Plotting the new centres.ppp using different Point Pattern Analysis methods as compared to a random Poisson distribution
plot(Kest(centres.ppp), main="Visualisation to classify observations")
Using this plot, we can then compare our data points with data obtained by random sampling of a poisson distribution, which should be very close to a truly random situation. Therefore, from this plot, we can see that for all values of r, our data point is always greater than the value of a random distribution, thus, we can conclude that our data set exhibits clustering behaviour. This can also be seen via other visualisations as illustrated below.
plot(density(centres.ppp, 0.02), main="Spatial density of Hawker Centres 2012-2017")
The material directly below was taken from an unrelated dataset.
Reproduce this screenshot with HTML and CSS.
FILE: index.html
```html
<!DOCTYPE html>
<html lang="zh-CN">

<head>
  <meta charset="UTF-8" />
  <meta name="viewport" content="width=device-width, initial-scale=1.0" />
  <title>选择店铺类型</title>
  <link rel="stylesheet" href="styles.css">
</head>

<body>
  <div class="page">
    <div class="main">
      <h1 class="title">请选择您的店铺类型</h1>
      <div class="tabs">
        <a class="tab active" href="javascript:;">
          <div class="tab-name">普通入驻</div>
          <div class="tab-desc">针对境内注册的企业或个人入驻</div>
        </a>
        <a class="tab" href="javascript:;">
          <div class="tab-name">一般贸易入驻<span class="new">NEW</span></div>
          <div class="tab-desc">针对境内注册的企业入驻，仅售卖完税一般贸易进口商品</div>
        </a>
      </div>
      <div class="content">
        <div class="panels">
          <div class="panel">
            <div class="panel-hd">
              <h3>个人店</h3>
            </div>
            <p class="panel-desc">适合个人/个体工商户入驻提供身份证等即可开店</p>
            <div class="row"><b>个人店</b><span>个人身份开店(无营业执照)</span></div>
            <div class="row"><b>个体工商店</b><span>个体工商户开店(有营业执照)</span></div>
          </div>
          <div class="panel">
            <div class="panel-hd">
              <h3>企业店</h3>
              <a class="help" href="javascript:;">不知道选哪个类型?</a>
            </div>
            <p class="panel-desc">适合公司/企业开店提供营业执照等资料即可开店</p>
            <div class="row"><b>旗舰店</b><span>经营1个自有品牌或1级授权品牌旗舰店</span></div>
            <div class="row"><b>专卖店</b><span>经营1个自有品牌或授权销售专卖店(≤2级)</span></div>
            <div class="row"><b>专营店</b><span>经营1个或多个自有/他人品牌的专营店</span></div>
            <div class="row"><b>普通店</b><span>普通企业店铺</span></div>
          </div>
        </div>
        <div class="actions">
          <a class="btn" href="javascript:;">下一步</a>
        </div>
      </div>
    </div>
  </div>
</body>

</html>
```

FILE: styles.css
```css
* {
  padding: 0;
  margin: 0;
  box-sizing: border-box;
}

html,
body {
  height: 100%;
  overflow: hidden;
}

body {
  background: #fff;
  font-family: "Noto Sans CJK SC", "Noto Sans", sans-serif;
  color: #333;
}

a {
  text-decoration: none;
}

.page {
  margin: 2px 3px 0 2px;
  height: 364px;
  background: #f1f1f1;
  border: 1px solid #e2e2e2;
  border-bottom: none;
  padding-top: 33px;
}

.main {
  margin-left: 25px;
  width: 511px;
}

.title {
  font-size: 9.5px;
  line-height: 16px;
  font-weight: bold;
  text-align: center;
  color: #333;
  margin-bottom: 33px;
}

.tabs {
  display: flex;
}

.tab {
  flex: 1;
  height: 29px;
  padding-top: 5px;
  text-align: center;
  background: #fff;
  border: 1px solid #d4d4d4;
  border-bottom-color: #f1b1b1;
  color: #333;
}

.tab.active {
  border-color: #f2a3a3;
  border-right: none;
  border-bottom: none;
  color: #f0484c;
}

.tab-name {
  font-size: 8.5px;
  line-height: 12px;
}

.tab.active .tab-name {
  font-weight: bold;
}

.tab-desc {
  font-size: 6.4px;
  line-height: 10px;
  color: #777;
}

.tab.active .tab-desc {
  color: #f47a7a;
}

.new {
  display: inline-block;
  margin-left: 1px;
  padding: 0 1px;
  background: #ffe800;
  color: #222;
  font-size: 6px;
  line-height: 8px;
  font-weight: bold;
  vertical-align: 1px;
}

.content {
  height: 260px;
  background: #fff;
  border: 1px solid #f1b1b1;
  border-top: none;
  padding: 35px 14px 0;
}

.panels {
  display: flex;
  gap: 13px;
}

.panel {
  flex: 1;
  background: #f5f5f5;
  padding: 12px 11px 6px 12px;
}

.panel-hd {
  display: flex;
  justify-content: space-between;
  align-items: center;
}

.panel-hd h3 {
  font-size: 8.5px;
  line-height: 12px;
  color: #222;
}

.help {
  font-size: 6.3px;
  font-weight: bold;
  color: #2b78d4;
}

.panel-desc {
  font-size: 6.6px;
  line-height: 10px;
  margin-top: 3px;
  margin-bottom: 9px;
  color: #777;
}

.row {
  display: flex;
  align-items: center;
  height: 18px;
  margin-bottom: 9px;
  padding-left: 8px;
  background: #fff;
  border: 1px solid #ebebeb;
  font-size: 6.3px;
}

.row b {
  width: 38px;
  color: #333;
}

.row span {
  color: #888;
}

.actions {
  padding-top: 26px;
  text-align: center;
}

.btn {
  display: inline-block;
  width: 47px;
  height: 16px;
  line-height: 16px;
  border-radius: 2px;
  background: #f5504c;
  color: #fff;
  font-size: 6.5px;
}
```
contour(density(centres.ppp,0.02), main="Spatial contour of Hawker Centres 2012-2017")
From the density and contour map, we can see where hawker centres tend to cluster about in Singapore. This clustering around the Central, south, South-East section of Singapore might be due to these areas of singapore being the Central Business District, and a more prosperous part of Singapore. It could also be that the population density of Singapore is higher in those areas.
To test this hypothesis, we have to look at data relating to the Population density of Singapore. We do this in the next section.
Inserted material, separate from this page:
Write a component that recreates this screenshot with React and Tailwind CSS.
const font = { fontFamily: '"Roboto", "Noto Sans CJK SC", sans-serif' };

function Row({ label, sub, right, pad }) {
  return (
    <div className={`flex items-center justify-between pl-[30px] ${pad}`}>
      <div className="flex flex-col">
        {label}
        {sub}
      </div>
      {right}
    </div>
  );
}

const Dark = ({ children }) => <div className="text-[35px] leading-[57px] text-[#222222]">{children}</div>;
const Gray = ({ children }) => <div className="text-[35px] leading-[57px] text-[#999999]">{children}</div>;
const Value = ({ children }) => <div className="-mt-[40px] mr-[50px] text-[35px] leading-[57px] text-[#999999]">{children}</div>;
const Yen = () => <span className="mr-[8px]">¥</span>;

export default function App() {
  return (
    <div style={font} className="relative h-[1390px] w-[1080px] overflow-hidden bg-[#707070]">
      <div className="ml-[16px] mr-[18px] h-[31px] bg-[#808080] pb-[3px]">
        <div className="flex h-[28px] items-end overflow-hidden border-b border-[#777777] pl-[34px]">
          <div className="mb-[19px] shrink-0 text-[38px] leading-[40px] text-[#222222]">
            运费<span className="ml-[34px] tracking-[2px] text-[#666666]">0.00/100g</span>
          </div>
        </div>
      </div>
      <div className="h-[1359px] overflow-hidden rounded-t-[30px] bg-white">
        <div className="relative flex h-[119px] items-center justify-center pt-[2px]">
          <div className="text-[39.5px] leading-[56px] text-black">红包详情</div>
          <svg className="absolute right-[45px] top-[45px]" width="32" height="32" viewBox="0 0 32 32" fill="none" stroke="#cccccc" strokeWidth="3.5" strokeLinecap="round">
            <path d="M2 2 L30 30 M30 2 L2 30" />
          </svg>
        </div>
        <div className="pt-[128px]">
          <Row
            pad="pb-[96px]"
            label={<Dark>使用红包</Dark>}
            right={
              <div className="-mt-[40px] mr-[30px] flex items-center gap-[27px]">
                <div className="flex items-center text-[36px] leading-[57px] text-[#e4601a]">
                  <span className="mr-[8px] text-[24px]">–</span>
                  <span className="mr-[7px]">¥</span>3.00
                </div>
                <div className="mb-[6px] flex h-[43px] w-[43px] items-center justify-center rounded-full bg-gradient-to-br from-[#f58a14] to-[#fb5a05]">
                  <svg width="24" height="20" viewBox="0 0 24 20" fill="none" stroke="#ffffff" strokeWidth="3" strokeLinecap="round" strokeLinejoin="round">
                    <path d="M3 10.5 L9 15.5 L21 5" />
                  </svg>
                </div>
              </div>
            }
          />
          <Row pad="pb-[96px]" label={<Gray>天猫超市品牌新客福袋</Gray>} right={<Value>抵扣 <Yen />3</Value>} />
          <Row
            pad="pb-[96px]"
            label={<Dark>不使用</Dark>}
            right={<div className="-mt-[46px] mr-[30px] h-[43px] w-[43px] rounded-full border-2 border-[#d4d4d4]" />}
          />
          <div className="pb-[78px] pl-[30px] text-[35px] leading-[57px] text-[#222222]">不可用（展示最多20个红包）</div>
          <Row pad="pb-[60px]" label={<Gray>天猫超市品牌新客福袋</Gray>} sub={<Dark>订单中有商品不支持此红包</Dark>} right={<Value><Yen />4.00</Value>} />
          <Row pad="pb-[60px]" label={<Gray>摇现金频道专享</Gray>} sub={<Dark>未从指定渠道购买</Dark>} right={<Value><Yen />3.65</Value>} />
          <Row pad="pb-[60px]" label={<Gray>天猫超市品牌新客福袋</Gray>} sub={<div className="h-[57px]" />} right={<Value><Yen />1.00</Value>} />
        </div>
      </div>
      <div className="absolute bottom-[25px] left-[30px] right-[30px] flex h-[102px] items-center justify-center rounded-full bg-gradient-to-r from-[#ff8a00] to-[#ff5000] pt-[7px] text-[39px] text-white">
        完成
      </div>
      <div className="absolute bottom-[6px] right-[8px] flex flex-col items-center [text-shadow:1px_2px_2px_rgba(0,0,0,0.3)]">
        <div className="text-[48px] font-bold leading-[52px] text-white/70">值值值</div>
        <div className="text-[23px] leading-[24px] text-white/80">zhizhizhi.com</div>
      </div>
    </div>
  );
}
pop <- as.im(readGDAL("D:\\Backup\\SUTD\\HASS\\Maps 1\\Labs\\Lab 9\\02221-Lab9\\sg-pop.tif"))
## D:\Backup\SUTD\HASS\Maps 1\Labs\Lab 9\02221-Lab9\sg-pop.tif has GDAL driver GTiff
## and has 37 rows and 58 columns
plot(pop, main="Population Density map of Singapore") # Visualising the population distribution in Singapore
From this graph, we can get a rough census of how the population of Singapore is distributed. We shall now plot a graph of the distribution of hawker centres against the population distribution to observe for any correlation between the 2 variables.
plot(rhohat(centres.ppp, pop), main="Distribution of hawker centres against population distribution", xlab="Population distrbution", ylab="Intensity") # estimate the number of hawker centre in each location
# rhohat computes a smoothing estimate of hawker centres, as a function of population in this case
# From the graph we can see there is a very strong correlation with population to the numer of hawker centres
# But at the very end, we can see that there are 2 hawker centres that have no clustering at all
The distribution of hawker centres can also be weighted by the price of the tender of each hawker centre.
plot(rhohat(centres.ppp,pop,weights=centres.sp$price),main="Distribution of hawker centres(weighted by price) against population distribution", xlab="Population distribution", ylab="Intensity")
From the 2 graphs above, we can see a distinct trend whereby there is a strong correlation between the population density in a particular area, and the number of hawker centres observed, where the number of hawker centre observed increases with the population density of the area. Thus, there is a clustering of hawker centres around areas with high population density as can be seen in the graph where the greatest cluster of hawker centre is also the point with the highest population density.
However, there exists some outliers in the data obtained, as we can see that at an unspecified location, despite population density being relatively high as compared to other areas, there is no clustering of hawker centre at those areas. In fact, only 2 hawker centres are observed there.
To understand this phenonema, we need to find out where the 2 outliers are located.
plot(pop, main="Overlay of Hawker Centres(2012-2017) on population density of Singapore")
plot(centres.ppp, add=T, col = "white")
From this, we can see that the areas with high popoulation density but no clustering of hawker centres to be Jurong West, Woodlands, and Hougang There could be many reasons for the lack of clustering of hawker centres in this areas. Possible reasons include the ease of access to these places, as shop owners will feel less inclined to set-up shops in places like Jurong West, Woodlands, or Hougang if there is no easy way there, or any major source of attraction to attract customers to visit these remote places. This might be caused by the city planning where most of the attractions and commerical activities in Singapore are centered in the central, southern, south-east areas. Other factors could be that this estates are still considered new estates, and have yet to mature, thus resulting in a lack of clustering observed in this areas as new hawker centres have yet to be built to cater to the population in those areas.